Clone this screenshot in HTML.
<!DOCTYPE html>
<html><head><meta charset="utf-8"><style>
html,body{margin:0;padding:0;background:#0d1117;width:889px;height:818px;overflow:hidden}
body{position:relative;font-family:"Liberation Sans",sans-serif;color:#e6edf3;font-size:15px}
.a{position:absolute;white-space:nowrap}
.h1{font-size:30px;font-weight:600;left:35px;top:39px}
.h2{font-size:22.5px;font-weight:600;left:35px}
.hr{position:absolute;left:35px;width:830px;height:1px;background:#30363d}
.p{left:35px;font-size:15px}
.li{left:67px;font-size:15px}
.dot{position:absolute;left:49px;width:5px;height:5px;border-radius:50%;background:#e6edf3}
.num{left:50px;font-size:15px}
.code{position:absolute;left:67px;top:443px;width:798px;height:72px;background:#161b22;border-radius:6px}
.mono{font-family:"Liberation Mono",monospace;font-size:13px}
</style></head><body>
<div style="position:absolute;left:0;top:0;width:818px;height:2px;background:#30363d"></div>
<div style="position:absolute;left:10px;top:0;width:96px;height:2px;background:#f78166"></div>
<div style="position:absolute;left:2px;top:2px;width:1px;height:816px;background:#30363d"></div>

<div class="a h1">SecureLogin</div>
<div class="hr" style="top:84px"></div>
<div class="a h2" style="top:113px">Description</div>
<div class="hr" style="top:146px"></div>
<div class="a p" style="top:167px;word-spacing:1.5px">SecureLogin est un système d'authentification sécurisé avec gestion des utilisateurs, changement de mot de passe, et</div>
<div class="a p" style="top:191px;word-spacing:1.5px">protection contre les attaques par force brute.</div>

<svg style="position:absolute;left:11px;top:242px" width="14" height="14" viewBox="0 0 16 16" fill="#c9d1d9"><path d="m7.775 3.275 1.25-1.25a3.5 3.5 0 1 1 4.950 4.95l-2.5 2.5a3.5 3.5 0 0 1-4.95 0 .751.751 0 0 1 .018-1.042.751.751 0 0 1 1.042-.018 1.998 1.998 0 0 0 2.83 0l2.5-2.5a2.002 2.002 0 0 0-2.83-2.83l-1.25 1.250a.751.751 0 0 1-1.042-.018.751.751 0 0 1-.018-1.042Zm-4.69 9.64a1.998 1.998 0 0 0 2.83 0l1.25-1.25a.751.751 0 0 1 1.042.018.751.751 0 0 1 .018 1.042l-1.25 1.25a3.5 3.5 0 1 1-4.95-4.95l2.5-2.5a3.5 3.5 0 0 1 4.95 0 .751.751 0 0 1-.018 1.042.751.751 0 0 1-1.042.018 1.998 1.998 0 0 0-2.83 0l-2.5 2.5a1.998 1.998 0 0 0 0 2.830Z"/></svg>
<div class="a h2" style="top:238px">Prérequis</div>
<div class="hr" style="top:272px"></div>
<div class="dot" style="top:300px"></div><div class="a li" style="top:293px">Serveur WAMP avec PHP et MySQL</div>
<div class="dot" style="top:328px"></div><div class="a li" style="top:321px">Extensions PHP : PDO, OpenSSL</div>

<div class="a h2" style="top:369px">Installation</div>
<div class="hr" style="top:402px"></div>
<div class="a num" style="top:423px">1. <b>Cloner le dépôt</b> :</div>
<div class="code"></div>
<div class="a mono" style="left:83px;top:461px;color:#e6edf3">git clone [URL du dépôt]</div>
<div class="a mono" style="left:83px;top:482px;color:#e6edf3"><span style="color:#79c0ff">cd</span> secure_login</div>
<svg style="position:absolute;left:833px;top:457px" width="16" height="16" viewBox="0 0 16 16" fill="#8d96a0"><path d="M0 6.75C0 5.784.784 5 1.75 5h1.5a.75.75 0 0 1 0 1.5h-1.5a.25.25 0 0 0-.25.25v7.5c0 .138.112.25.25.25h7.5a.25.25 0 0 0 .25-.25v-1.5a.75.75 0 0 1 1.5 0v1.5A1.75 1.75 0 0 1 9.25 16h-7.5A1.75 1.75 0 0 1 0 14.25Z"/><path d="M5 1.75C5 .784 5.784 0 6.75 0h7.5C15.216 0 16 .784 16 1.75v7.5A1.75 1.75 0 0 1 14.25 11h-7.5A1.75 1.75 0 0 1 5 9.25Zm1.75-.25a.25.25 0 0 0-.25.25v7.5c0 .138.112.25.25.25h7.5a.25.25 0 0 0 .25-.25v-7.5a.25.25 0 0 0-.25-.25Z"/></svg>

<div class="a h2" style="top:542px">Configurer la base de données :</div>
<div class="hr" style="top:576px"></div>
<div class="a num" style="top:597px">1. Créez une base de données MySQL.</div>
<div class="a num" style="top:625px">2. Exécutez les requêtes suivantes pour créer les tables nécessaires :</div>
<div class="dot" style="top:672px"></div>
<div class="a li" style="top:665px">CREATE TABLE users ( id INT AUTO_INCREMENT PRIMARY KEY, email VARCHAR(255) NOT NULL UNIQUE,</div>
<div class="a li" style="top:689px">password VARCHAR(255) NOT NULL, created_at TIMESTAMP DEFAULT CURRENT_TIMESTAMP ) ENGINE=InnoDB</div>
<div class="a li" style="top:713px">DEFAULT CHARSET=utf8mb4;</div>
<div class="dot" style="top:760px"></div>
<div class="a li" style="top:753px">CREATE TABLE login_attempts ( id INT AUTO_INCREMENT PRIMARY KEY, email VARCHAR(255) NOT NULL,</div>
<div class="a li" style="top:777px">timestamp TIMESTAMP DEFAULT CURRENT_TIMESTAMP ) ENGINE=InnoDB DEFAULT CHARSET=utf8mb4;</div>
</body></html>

============================================================

WHAT IS REQUIRED => Please give an exact restatement of only the lines from the beginning of the material above to the line with "par force brute.</div>", inclusive.

TASK OUTPUT =>
Clone this screenshot in HTML.
<!DOCTYPE html>
<html><head><meta charset="utf-8"><style>
html,body{margin:0;padding:0;background:#0d1117;width:889px;height:818px;overflow:hidden}
body{position:relative;font-family:"Liberation Sans",sans-serif;color:#e6edf3;font-size:15px}
.a{position:absolute;white-space:nowrap}
.h1{font-size:30px;font-weight:600;left:35px;top:39px}
.h2{font-size:22.5px;font-weight:600;left:35px}
.hr{position:absolute;left:35px;width:830px;height:1px;background:#30363d}
.p{left:35px;font-size:15px}
.li{left:67px;font-size:15px}
.dot{position:absolute;left:49px;width:5px;height:5px;border-radius:50%;background:#e6edf3}
.num{left:50px;font-size:15px}
.code{position:absolute;left:67px;top:443px;width:798px;height:72px;background:#161b22;border-radius:6px}
.mono{font-family:"Liberation Mono",monospace;font-size:13px}
</style></head><body>
<div style="position:absolute;left:0;top:0;width:818px;height:2px;background:#30363d"></div>
<div style="position:absolute;left:10px;top:0;width:96px;height:2px;background:#f78166"></div>
<div style="position:absolute;left:2px;top:2px;width:1px;height:816px;background:#30363d"></div>

<div class="a h1">SecureLogin</div>
<div class="hr" style="top:84px"></div>
<div class="a h2" style="top:113px">Description</div>
<div class="hr" style="top:146px"></div>
<div class="a p" style="top:167px;word-spacing:1.5px">SecureLogin est un système d'authentification sécurisé avec gestion des utilisateurs, changement de mot de passe, et</div>
<div class="a p" style="top:191px;word-spacing:1.5px">protection contre les attaques par force brute.</div>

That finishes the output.